The yield curve is a way of comparing interest rates, also known as yields, on different maturities of government bonds, from a few months to 10 years or more.

Investors typically expect to be paid more interest for lending to the government for a longer time, partly reflecting the risk of locking up money given the usual expectations for rising growth and inflation.

But short-term yields occasionally rise above longer-term yields, upending the usual situation in the bond market. It's called a yield-curve inversion, and it means investors are now effectively demanding more money to lend to the government over shorter periods of time. That is an indication investors expect economic growth to decline soon - perhaps within a year - and that the US Federal Reserve will need to cut interest rates below where they are currently to help an ailing economy.

So, what about the global economy is spooking investors?

Investors have grown increasingly worried about the global economic outlook, as roaring inflation, higher interest rates and volatile markets have destabilized the financial system.

And what about the yield curve is worrying them in particular?

One common measure of the yield curve has already inverted, with the two-year Treasury yield remaining above the 10-year Treasury yield since early July.

At times Tuesday and throughout much of Wednesday, another segment of the curve also inverted, with the three-month yield inching above the 10-year yield. Since the late 1960s, this part of the yield curve has inverted roughly a year before the start of a recession, with a range of six to 15 months, the NYT said. 

How is inflation linked to the inversion in the yield curve?

At the moment, inflation is stubbornly high, with the Fed clearly communicating that interest rates need to rise even more to tackle it. As a result, expectations for where interest rates will be in three months have moved progressively higher. The three-month Treasury yield has risen from 0.05% at the end of 2021 to just over 4% on Wednesday.

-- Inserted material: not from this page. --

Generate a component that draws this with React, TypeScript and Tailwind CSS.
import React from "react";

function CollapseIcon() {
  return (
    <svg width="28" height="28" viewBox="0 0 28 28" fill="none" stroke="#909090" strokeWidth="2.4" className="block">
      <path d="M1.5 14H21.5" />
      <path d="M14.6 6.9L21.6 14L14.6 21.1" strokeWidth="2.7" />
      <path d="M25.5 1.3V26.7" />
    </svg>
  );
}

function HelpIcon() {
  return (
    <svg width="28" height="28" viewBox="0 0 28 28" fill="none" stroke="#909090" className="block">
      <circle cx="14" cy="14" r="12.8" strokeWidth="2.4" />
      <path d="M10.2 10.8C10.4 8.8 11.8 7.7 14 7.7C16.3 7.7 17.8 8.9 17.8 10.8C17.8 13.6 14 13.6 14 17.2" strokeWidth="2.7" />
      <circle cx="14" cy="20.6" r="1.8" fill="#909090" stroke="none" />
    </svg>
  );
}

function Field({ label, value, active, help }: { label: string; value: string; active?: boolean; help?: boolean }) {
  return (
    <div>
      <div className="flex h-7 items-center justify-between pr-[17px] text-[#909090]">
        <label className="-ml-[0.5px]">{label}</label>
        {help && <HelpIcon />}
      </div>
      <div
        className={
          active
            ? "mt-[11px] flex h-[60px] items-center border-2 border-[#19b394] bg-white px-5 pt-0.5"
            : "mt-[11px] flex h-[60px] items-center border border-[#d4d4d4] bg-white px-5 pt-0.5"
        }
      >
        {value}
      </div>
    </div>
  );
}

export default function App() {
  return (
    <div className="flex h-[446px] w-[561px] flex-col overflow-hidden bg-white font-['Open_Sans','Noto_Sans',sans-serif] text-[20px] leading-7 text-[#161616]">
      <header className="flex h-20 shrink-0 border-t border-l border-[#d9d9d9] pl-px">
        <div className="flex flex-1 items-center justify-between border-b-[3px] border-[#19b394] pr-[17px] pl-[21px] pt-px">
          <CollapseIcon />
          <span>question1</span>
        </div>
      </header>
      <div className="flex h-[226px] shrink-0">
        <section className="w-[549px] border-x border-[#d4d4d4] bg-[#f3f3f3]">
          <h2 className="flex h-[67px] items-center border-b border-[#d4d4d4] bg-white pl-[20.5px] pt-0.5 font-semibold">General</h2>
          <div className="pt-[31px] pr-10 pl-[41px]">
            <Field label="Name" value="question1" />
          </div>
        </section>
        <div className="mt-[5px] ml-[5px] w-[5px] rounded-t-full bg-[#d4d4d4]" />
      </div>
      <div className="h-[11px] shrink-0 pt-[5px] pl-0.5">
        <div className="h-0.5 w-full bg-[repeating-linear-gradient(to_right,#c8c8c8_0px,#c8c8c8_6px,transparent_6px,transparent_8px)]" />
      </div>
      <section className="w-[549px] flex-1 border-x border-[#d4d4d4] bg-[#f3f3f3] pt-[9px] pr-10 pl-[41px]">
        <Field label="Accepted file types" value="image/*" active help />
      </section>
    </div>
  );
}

And how are interest rates related to inflation? 

Higher interest rates lead to lower inflation because they cool the economy by raising borrowing costs for consumers and companies. That can lead companies to rethink spending plans or lay off employees, and eventually a restricted economy can become a shrinking economy.

How high is inflation in the US right now? By when could it fall?

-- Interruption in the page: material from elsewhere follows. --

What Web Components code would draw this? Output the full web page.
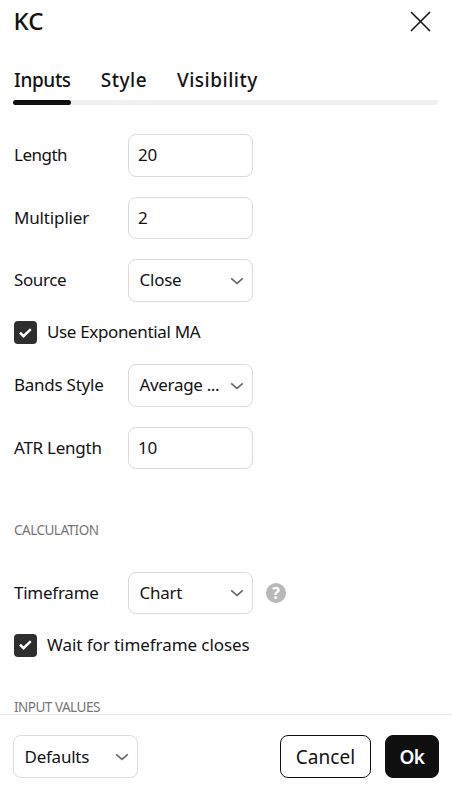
<!DOCTYPE html>
<html lang="en">
<head>
<meta charset="UTF-8">
<title>KC</title>
<style>
    html, body {
        margin: 0;
        height: 100%;
        overflow: hidden;
        background: #fff;
    }
</style>
</head>
<body>
<indicator-dialog></indicator-dialog>

<script>
    const define = (name, html) => {
        const template = document.createElement('template');
        template.innerHTML = html;
        customElements.define(name, class extends HTMLElement {
            constructor() {
                super();
                this.attachShadow({ mode: 'open' }).appendChild(template.content.cloneNode(true));
            }
        });
    };

    define('tab-item', `
        <style>
            :host {
                display: block;
                position: relative;
                height: 39px;
                line-height: 29px;
                font-size: 19px;
                font-weight: 500;
                white-space: nowrap;
                cursor: pointer;
            }
            :host([active])::after {
                content: '';
                position: absolute;
                left: -1px;
                right: 0;
                bottom: 0;
                height: 5px;
                border-radius: 3px;
                background: #0f0f0f;
            }
        </style>
        <slot></slot>
    `);

    define('form-row', `
        <style>
            :host {
                display: flex;
                align-items: center;
                height: 42.5px;
            }
            .label {
                width: 114px;
                flex: none;
                padding-bottom: 1px;
                white-space: nowrap;
            }
        </style>
        <div class="label"><slot name="label"></slot></div>
        <slot></slot>
    `);

    define('text-field', `
        <style>
            :host {
                display: flex;
                align-items: center;
                box-sizing: border-box;
                width: 125px;
                height: 100%;
                padding: 0 9px 1px;
                border: 1px solid #dbdbdb;
                border-radius: 8px;
                background: #fff;
            }
        </style>
        <slot></slot>
    `);

    define('select-field', `
        <style>
            :host {
                display: flex;
                align-items: center;
                justify-content: space-between;
                box-sizing: border-box;
                width: 125px;
                height: 100%;
                padding: 0 8px 0 10.5px;
                border: 1px solid #dbdbdb;
                border-radius: 8px;
                background: #fff;
                white-space: nowrap;
            }
            span {
                padding-bottom: 1px;
            }
            svg {
                flex: none;
                margin-top: 1px;
            }
        </style>
        <span><slot></slot></span>
        <svg width="14" height="8" viewBox="0 0 14 8" fill="none" stroke="#6a6a6a" stroke-width="1.7">
            <path d="M1.2 1.3 7 6.3l5.8-5"/>
        </svg>
    `);

    define('check-box', `
        <style>
            :host {
                display: flex;
                align-items: center;
                gap: 10px;
                height: 22.5px;
                white-space: nowrap;
            }
            .box {
                display: flex;
                align-items: center;
                justify-content: center;
                width: 23px;
                height: 23px;
                border-radius: 4px;
                background: #2e2e2e;
            }
            span {
                padding-bottom: 2px;
            }
        </style>
        <div class="box">
            <svg width="13" height="10" viewBox="0 0 13 10" fill="none" stroke="#fff" stroke-width="2.5">
                <path d="M1 4.7 4.5 8.2 11.8 1.2"/>
            </svg>
        </div>
        <span><slot></slot></span>
    `);

    define('section-title', `
        <style>
            :host {
                display: block;
                height: 20px;
                line-height: 20px;
                font-size: 13.5px;
                letter-spacing: -.5px;
                color: #757575;
                white-space: nowrap;
            }
        </style>
        <slot></slot>
    `);

    define('help-hint', `
        <style>
            :host {
                display: block;
                margin-left: 13px;
                width: 20px;
                height: 20px;
                border-radius: 50%;
                background: #b8b8b8;
                color: #fff;
                font: bold 16px/20px 'Open Sans', sans-serif;
                text-align: center;
            }
        </style>
        ?
    `);

    define('dialog-button', `
        <style>
            :host {
                display: flex;
                align-items: center;
                justify-content: center;
                box-sizing: border-box;
                height: 43px;
                border: 1px solid #0f0f0f;
                border-radius: 8px;
                font-size: 19px;
                color: #131313;
                cursor: pointer;
            }
            :host([primary]) {
                background: #0f0f0f;
                color: #fff;
                font-weight: 600;
            }
        </style>
        <span><slot></slot></span>
    `);

    define('indicator-dialog', `
        <style>
            :host {
                display: flex;
                flex-direction: column;
                height: 100vh;
                font-family: 'Noto Sans', sans-serif;
                font-size: 17px;
                letter-spacing: -.25px;
                color: #131313;
                background: #fff;
            }
            header {
                display: flex;
                align-items: center;
                justify-content: space-between;
                flex: none;
                height: 42px;
                padding: 0 21px 0 13.5px;
            }
            h1 {
                margin: 0;
                font-size: 24px;
                font-weight: 500;
                line-height: 42px;
                letter-spacing: 0;
            }
            nav {
                display: flex;
                gap: 30px;
                flex: none;
                height: 39px;
                margin: 24px 14px 0;
                border-radius: 0 0 3px 3px;
                background: linear-gradient(#f0f0f0, #f0f0f0) 0 100% / 100% 5px no-repeat;
            }
            main {
                flex: 1;
                min-height: 0;
                overflow: hidden;
                padding: 29px 14px 0;
            }
            .fields {
                display: flex;
                flex-direction: column;
                gap: 20px;
            }
            .calculation {
                margin-top: 50.5px;
            }
            .calculation + .fields {
                margin-top: 32px;
            }
            .values {
                margin-top: 40px;
            }
            .tight {
                letter-spacing: -.4px;
            }
            .loose {
                letter-spacing: -.06px;
            }
            footer {
                display: flex;
                align-items: flex-start;
                flex: none;
                height: 74px;
                box-sizing: border-box;
                padding: 20px 13px 0;
                border-top: 1px solid #e9e9e9;
            }
            footer select-field {
                height: 43px;
            }
            .cancel {
                width: 91px;
                margin: 0 14px 0 auto;
                letter-spacing: .1px;
            }
            .ok {
                width: 54px;
                letter-spacing: -.5px;
            }
        </style>
        <header>
            <h1>KC</h1>
            <svg width="21" height="21" viewBox="0 0 21 21" fill="none" stroke="#131313" stroke-width="1.6">
                <path d="M1 1l19 19M20 1 1 20"/>
            </svg>
        </header>
        <nav>
            <tab-item active style="letter-spacing: -.35px">Inputs</tab-item>
            <tab-item style="letter-spacing: .5px">Style</tab-item>
            <tab-item style="letter-spacing: .5px">Visibility</tab-item>
        </nav>
        <main>
            <div class="fields">
                <form-row><span slot="label" style="letter-spacing: -.5px">Length</span><text-field>20</text-field></form-row>
                <form-row><span slot="label" style="letter-spacing: -.15px">Multiplier</span><text-field>2</text-field></form-row>
                <form-row><span slot="label" class="tight">Source</span><select-field>Close</select-field></form-row>
                <check-box style="letter-spacing: -.35px">Use Exponential MA</check-box>
                <form-row><span slot="label">Bands Style</span><select-field style="letter-spacing: -.33px">Average ...</select-field></form-row>
                <form-row><span slot="label">ATR Length</span><text-field>10</text-field></form-row>
            </div>
            <section-title class="calculation">CALCULATION</section-title>
            <div class="fields">
                <form-row><span slot="label">Timeframe</span><select-field>Chart</select-field><help-hint></help-hint></form-row>
                <check-box class="loose">Wait for timeframe closes</check-box>
            </div>
            <section-title class="values">INPUT VALUES</section-title>
        </main>
        <footer>
            <select-field>Defaults</select-field>
            <dialog-button class="cancel">Cancel</dialog-button>
            <dialog-button class="ok" primary>Ok</dialog-button>
        </footer>
    `);
</script>
</body>
</html>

With U.S. inflation running so high, at 8.2% in the year through September, it may take some time before it falls in line with the Fed's target of 2%. As a result, once inflation has returned to a more comfortable level, the economy may be suffering, and the Fed will need to lower interest rates to stimulate growth again.

That's why longer-dated Treasury yields are below short-dated yields at the moment. The 10-year Treasury yield fell back to around 4% Wednesday.

Okay, so why should we in India be so worried?

It is often said that if America sneezes, the rest of the world catches a cold, and emerging markets like India are no exception. 

So, if a recession hits the US, like what happened in 2008, India could see significant outflows of foreign hot money and that could take markets down with it. A recession in the US could also severely impact the prospects of companies that depend on that economy for their revenues, such as IT services and pharma exporters. All of this could have a domino effect, and quickly spiral out of control.